(Interface markup and scripts)
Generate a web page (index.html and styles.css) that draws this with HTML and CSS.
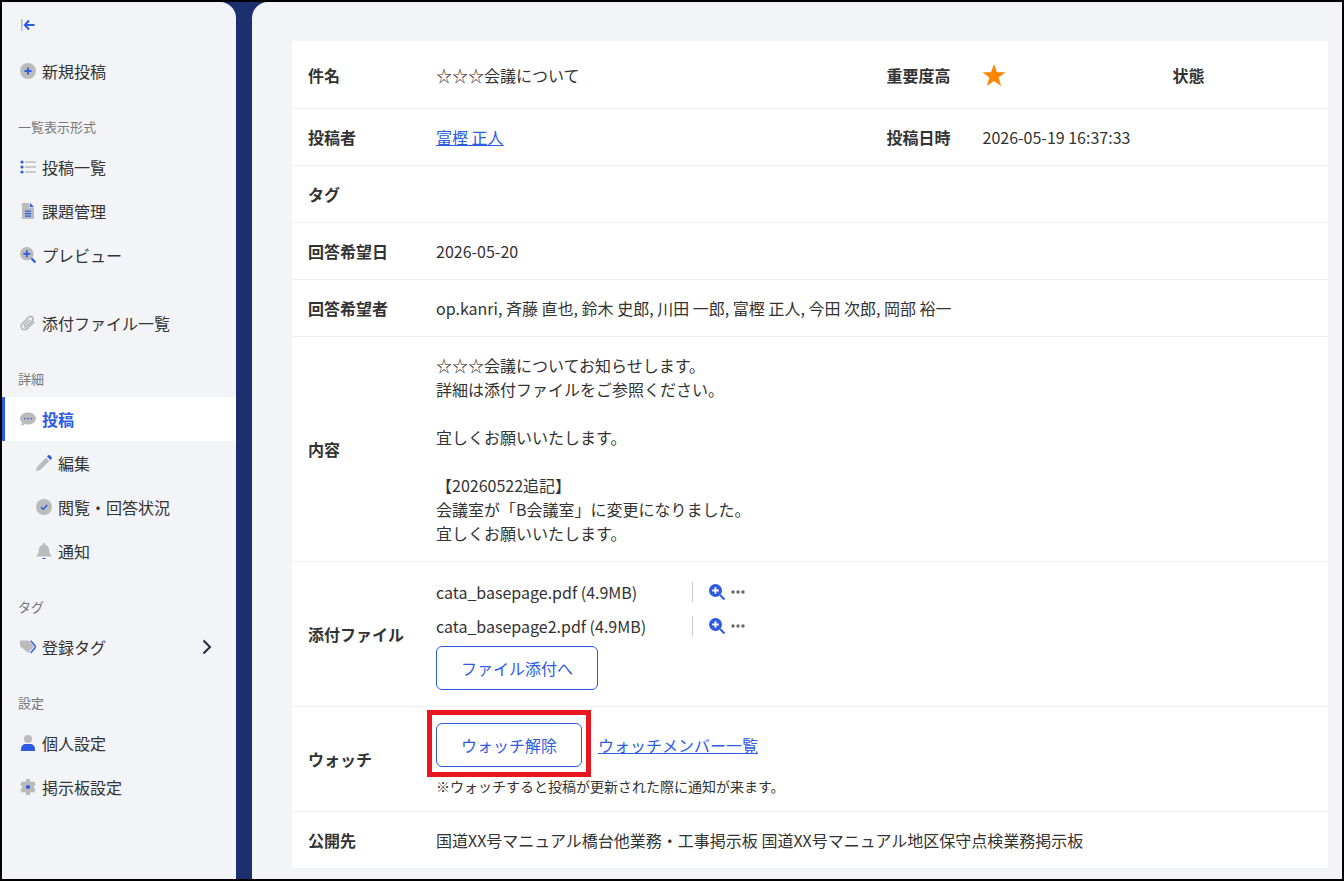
FILE: index.html
```html
<!DOCTYPE html>
<html lang="ja">
<head>
<meta charset="utf-8">
<title>投稿</title>
<link rel="stylesheet" href="styles.css">
</head>
<body>
<div class="frame">
  <aside class="sidebar">
    <div class="collapse">
      <svg class="ic" viewBox="0 0 16 16"><rect x="1" y="2" width="1.600" height="12" fill="#bbb"/><path d="M14.500 8H5M9 3.500 4.800 8 9 12.500" fill="none" stroke="#2d5be3" stroke-width="2"/></svg>
    </div>
    <a class="item"><svg class="ic" viewBox="0 0 16 16"><circle cx="8" cy="8" r="8" fill="#bbb"/><path d="M8 4.500v7M4.500 8h7" stroke="#2d5be3" stroke-width="1.800"/></svg>新規投稿</a>
    <div class="label">一覧表示形式</div>
    <a class="item"><svg class="ic" viewBox="0 0 16 16"><path d="M5 3h11M5 8h11M5 13h11" stroke="#bbb" stroke-width="1.700"/><circle cx="2" cy="3" r="1.600" fill="#2d5be3"/><circle cx="2" cy="8" r="1.600" fill="#2d5be3"/><circle cx="2" cy="13" r="1.600" fill="#2d5be3"/></svg>投稿一覧</a>
    <a class="item"><svg class="ic" viewBox="0 0 16 16"><path d="M3.200 0h6.300v4.500H14v10.300c0 .7-.5 1.200-1.200 1.200H3.200C2.500 16 2 15.500 2 14.800V1.200C2 .5 2.500 0 3.200 0z" fill="#bbb"/><path d="M10 0l4 4h-4z" fill="#2d5be3"/><path d="M5 8.200h6M5 10.700h6M5 13.200h6" stroke="#2d5be3" stroke-width="1.200"/></svg>課題管理</a>
    <a class="item"><svg class="ic" viewBox="0 0 16 16"><circle cx="6.800" cy="6.800" r="6.800" fill="#bbb"/><path d="M6.800 3.300v7M3.300 6.800h7" stroke="#2d5be3" stroke-width="1.800"/><path d="m11.300 11.300 4.200 4.200" stroke="#2d5be3" stroke-width="2.200"/></svg>プレビュー</a>
    <a class="item item-gap"><svg class="ic" viewBox="0 0 16 16"><path d="M14.300 6.500 7.500 13.300c-1.800 1.800-4.300 1.800-5.500.5S.8 10 2.500 8.300l6-6c1.200-1.200 2.800-1.200 3.800-.2s1 2.600-.2 3.800l-5.500 5.500c-.6.600-1.400.6-1.900.1s-.5-1.300.1-1.900L9.500 4.800" fill="none" stroke="#bbb" stroke-width="1.800"/></svg>添付ファイル一覧</a>
    <div class="label">詳細</div>
    <a class="item active"><svg class="ic" viewBox="0 0 16 16"><path d="M8 1.500c4.400 0 8 2.700 8 6s-3.600 6-8 6c-1 0-2-.1-2.900-.4C4 14 2.300 14.800.6 14.800c1-.9 1.600-1.900 1.800-3C.9 10.800 0 9.200 0 7.500c0-3.300 3.600-6 8-6z" fill="#bbb"/><path d="M4 7.600h1.500M7.300 7.600h1.500M10.600 7.600h1.500" stroke="#2d5be3" stroke-width="1.300"/></svg>投稿</a>
    <a class="item sub"><svg class="ic" viewBox="0 0 16 16"><path d="M10 2.500 13.500 6 3.800 15.200 0 16l.8-3.800z" fill="#bbb"/><path d="m11 1.500.9-.9c.7-.7 1.500-.7 2.100-.1l1.500 1.500c.6.600.6 1.400-.1 2.100l-.9.900z" fill="#2d5be3"/></svg>編集</a>
    <a class="item sub"><svg class="ic" viewBox="0 0 16 16"><circle cx="8" cy="8" r="8" fill="#bbb"/><path d="m5 8 2.200 2.200L11.200 6" fill="none" stroke="#2d5be3" stroke-width="1.500"/></svg>閲覧・回答状況</a>
    <a class="item sub"><svg class="ic" viewBox="0 0 16 16"><path d="M8 0c.7 0 1.200.5 1.200 1.200v.6c2.500.5 3.900 2.500 3.900 5 0 3.200.9 4.300 2.200 5.400v1.300H.7v-1.300C2 11.100 2.900 10 2.900 6.800c0-2.500 1.400-4.500 3.900-5v-.6C6.800.5 7.300 0 8 0z" fill="#bbb"/><path d="M6 15h4c-.2.700-1 1-2 1s-1.800-.3-2-1z" fill="#2d5be3"/></svg>通知</a>
    <div class="label">タグ</div>
    <a class="item"><svg class="ic" viewBox="0 0 16 16"><path d="M1.200 1.500h6.800c.5 0 .9.200 1.200.5l4 4.700c.4.500.4 1.100 0 1.600l-3.900 4.800c-.5.600-1.300.6-1.800.1L.4 7.500C.1 7.200 0 6.900 0 6.500v-3.800C0 2 .5 1.500 1.200 1.500z" fill="#bbb"/><path d="m10.800 1.800 4.400 5.400c.3.400.3.900 0 1.300l-4.500 5.500" fill="none" stroke="#2d5be3" stroke-width="1.400"/></svg>登録タグ<svg class="chev" viewBox="0 0 10 16"><path d="m1.500 1.500 6.500 6.500-6.500 6.500" fill="none" stroke="#1f2a44" stroke-width="2"/></svg></a>
    <div class="label">設定</div>
    <a class="item"><svg class="ic" viewBox="0 0 16 16"><circle cx="8" cy="4" r="4" fill="#bbb"/><path d="M1 16v-2C1 11 3.500 9 5.500 9h5c2 0 4.500 2 4.500 5v2z" fill="#2d5be3"/></svg>個人設定</a>
    <a class="item"><svg class="ic" viewBox="0 0 16 16"><path d="M6.200 0h3.600l.5 2.300 1.300.8 2.300-.8 1.800 3.100-1.700 1.600v2l1.700 1.600-1.800 3.100-2.300-.8-1.300.8-.5 2.300H6.200l-.5-2.300-1.300-.8-2.300.8L.3 10.600 2 9V7L.3 5.400l1.800-3.100 2.300.8 1.300-.8z" fill="#bbb"/><circle cx="8" cy="8" r="2.100" fill="#2d5be3"/></svg>掲示板設定</a>
  </aside>
  <main class="main">
    <section class="card">
      <div class="row row-top">
        <div class="key">件名</div>
        <div class="val val-wide">☆☆☆会議について</div>
        <div class="key key-mid">重要度高</div>
        <div class="val val-mid"><svg class="star" viewBox="0 0 24 24"><path d="m12 1 3 8.200h8.500l-6.900 5.300 2.600 8.500-7.200-5.100L4.800 23l2.600-8.500L.5 9.200H9z" fill="#ff8400"/></svg></div>
        <div class="key">状態</div>
      </div>
      <div class="row">
        <div class="key">投稿者</div>
        <div class="val val-wide"><a class="link">富樫 正人</a></div>
        <div class="key key-mid">投稿日時</div>
        <div class="val val-mid">2026-05-19 16:37:33</div>
      </div>
      <div class="row"><div class="key">タグ</div><div class="val"></div></div>
      <div class="row"><div class="key">回答希望日</div><div class="val">2026-05-20</div></div>
      <div class="row"><div class="key">回答希望者</div><div class="val">op.kanri, 斉藤 直也, 鈴木 史郎, 川田 一郎, 富樫 正人, 今田 次郎, 岡部 裕一</div></div>
      <div class="row">
        <div class="key">内容</div>
        <div class="val">☆☆☆会議についてお知らせします。<br>詳細は添付ファイルをご参照ください。<br><br>宜しくお願いいたします。<br><br>【20260522追記】<br>会議室が「B会議室」に変更になりました。<br>宜しくお願いいたします。</div>
      </div>
      <div class="row">
        <div class="key">添付ファイル</div>
        <div class="val files">
          <div class="file">
            <span class="file-name">cata_basepage.pdf (4.9MB)</span>
            <span class="file-act">
              <svg class="ic" viewBox="0 0 16 16"><circle cx="6.500" cy="6.500" r="6.500" fill="#2d5be3"/><path d="M6.500 3.200v6.600M3.200 6.500h6.600" stroke="#fff" stroke-width="1.800"/><path d="m11 11 4.500 4.500" stroke="#2d5be3" stroke-width="2"/></svg>
              <svg class="dots" viewBox="0 0 14 4"><circle cx="2" cy="2" r="1.700" fill="#666"/><circle cx="7" cy="2" r="1.700" fill="#666"/><circle cx="12" cy="2" r="1.700" fill="#666"/></svg>
            </span>
          </div>
          <div class="file">
            <span class="file-name">cata_basepage2.pdf (4.9MB)</span>
            <span class="file-act">
              <svg class="ic" viewBox="0 0 16 16"><circle cx="6.500" cy="6.500" r="6.500" fill="#2d5be3"/><path d="M6.500 3.200v6.600M3.200 6.500h6.600" stroke="#fff" stroke-width="1.800"/><path d="m11 11 4.500 4.500" stroke="#2d5be3" stroke-width="2"/></svg>
              <svg class="dots" viewBox="0 0 14 4"><circle cx="2" cy="2" r="1.700" fill="#666"/><circle cx="7" cy="2" r="1.700" fill="#666"/><circle cx="12" cy="2" r="1.700" fill="#666"/></svg>
            </span>
          </div>
          <a class="btn">ファイル添付へ</a>
        </div>
      </div>
      <div class="row">
        <div class="key">ウォッチ</div>
        <div class="val">
          <div class="watch">
            <span class="marked"><a class="btn">ウォッチ解除</a></span>
            <a class="link">ウォッチメンバー一覧</a>
          </div>
          <div class="note">※ウォッチすると投稿が更新された際に通知が来ます。</div>
        </div>
      </div>
      <div class="row row-last">
        <div class="key">公開先</div>
        <div class="val">国道XX号マニュアル橋台他業務・工事掲示板 国道XX号マニュアル地区保守点検業務掲示板</div>
      </div>
    </section>
  </main>
</div>
</body>
</html>
```
FILE: styles.css
```css
* { box-sizing: border-box; }
html, body { margin: 0; height: 100%; }
body {
  font-family: "Noto Sans CJK JP", "Noto Sans", sans-serif;
  font-size: 16px;
  line-height: 24px;
  color: #333;
  overflow: hidden;
}
.frame {
  display: flex;
  height: 881px;
  border: 2px solid #000;
  background: #1c2f6e;
  overflow: hidden;
}
.sidebar {
  flex: 0 0 234px;
  background: #f2f4f8;
  border-top-right-radius: 16px;
}
.collapse {
  display: flex;
  align-items: center;
  height: 47px;
  padding-left: 18px;
  padding-bottom: 2px;
}
.ic { flex: none; width: 16px; height: 16px; }
.item {
  display: flex;
  align-items: center;
  gap: 6px;
  height: 44px;
  padding-left: 18px;
  padding-right: 24px;
}
.item-gap { margin-top: 24px; }
.item.sub { padding-left: 34px; }
.item.active {
  background: #fff;
  box-shadow: inset 3px 0 0 #2d5be3;
  color: #2d5be3;
  font-weight: 700;
}
.chev { width: 10px; height: 16px; margin-left: auto; }
.label {
  padding: 23.5px 0 8.5px 16px;
  font-size: 13px;
  line-height: 20px;
  color: #777;
}
.main {
  flex: 1;
  margin-left: 16px;
  padding: 39px 14px 11px 40px;
  background: #f2f4f8;
  border-top-left-radius: 16px;
}
.card { background: #fff; }
.row {
  display: flex;
  align-items: center;
  padding: 16px 0 16px 16px;
  border-bottom: 1px solid #f0f1f4;
}
.row-top { padding-top: 22px; padding-bottom: 21px; }
.row-last { border-bottom: 0; }
.key { flex: 0 0 128px; font-weight: 700; white-space: nowrap; }
.key-mid { flex-basis: 96px; }
.val { flex: 1; min-width: 0; min-height: 24px; }
.val-wide { flex: 0 0 450.5px; }
.val-mid { flex: 0 0 190px; display: flex; align-items: center; }
.star { width: 24px; height: 24px; margin-left: -0.5px; }
.link { color: #2d5be3; text-decoration: underline; }
.files { display: flex; flex-direction: column; gap: 6px; align-items: flex-start; }
.file { display: flex; align-items: center; height: 28px; }
.file-name { width: 256px; }
.file-act {
  display: flex;
  align-items: center;
  gap: 6px;
  height: 20px;
  padding-left: 16px;
  border-left: 1px solid #ccc;
}
.dots { width: 14px; height: 4px; }
.btn {
  display: inline-flex;
  align-items: center;
  height: 44px;
  padding: 0 24px;
  border: 1px solid #2d5be3;
  border-radius: 6px;
  color: #2d5be3;
  background: #fff;
}
.watch { display: flex; align-items: center; gap: 16px; }
.marked { position: relative; display: flex; }
.marked::after {
  content: "";
  position: absolute;
  inset: -13px -9px -10px;
  border: 5px solid #e8171f;
  pointer-events: none;
}
.note { margin-top: 10px; font-size: 14px; line-height: 18px; }
```
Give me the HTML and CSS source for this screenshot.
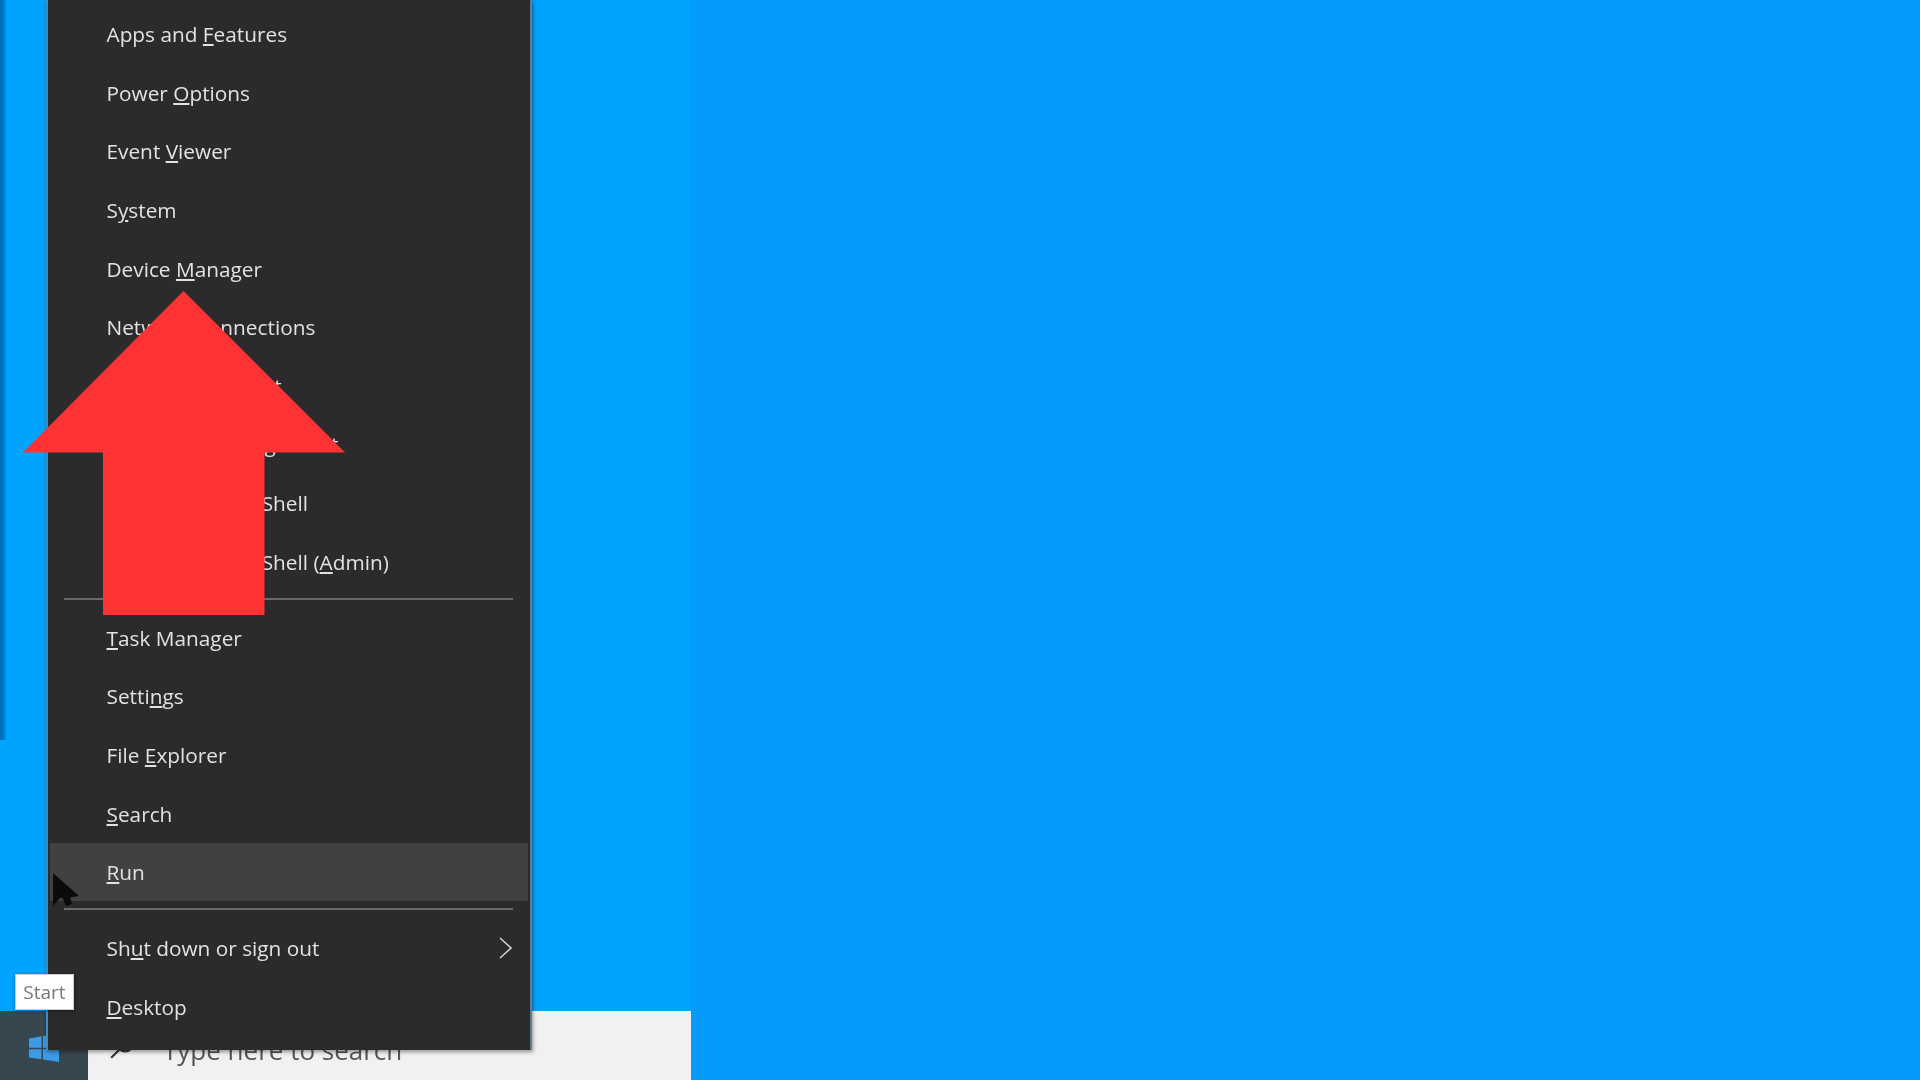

* Goal of the exercise *
Establish how many lines of the material above hold the word "styles". Nothing but the count should be returned.

* The reply *
3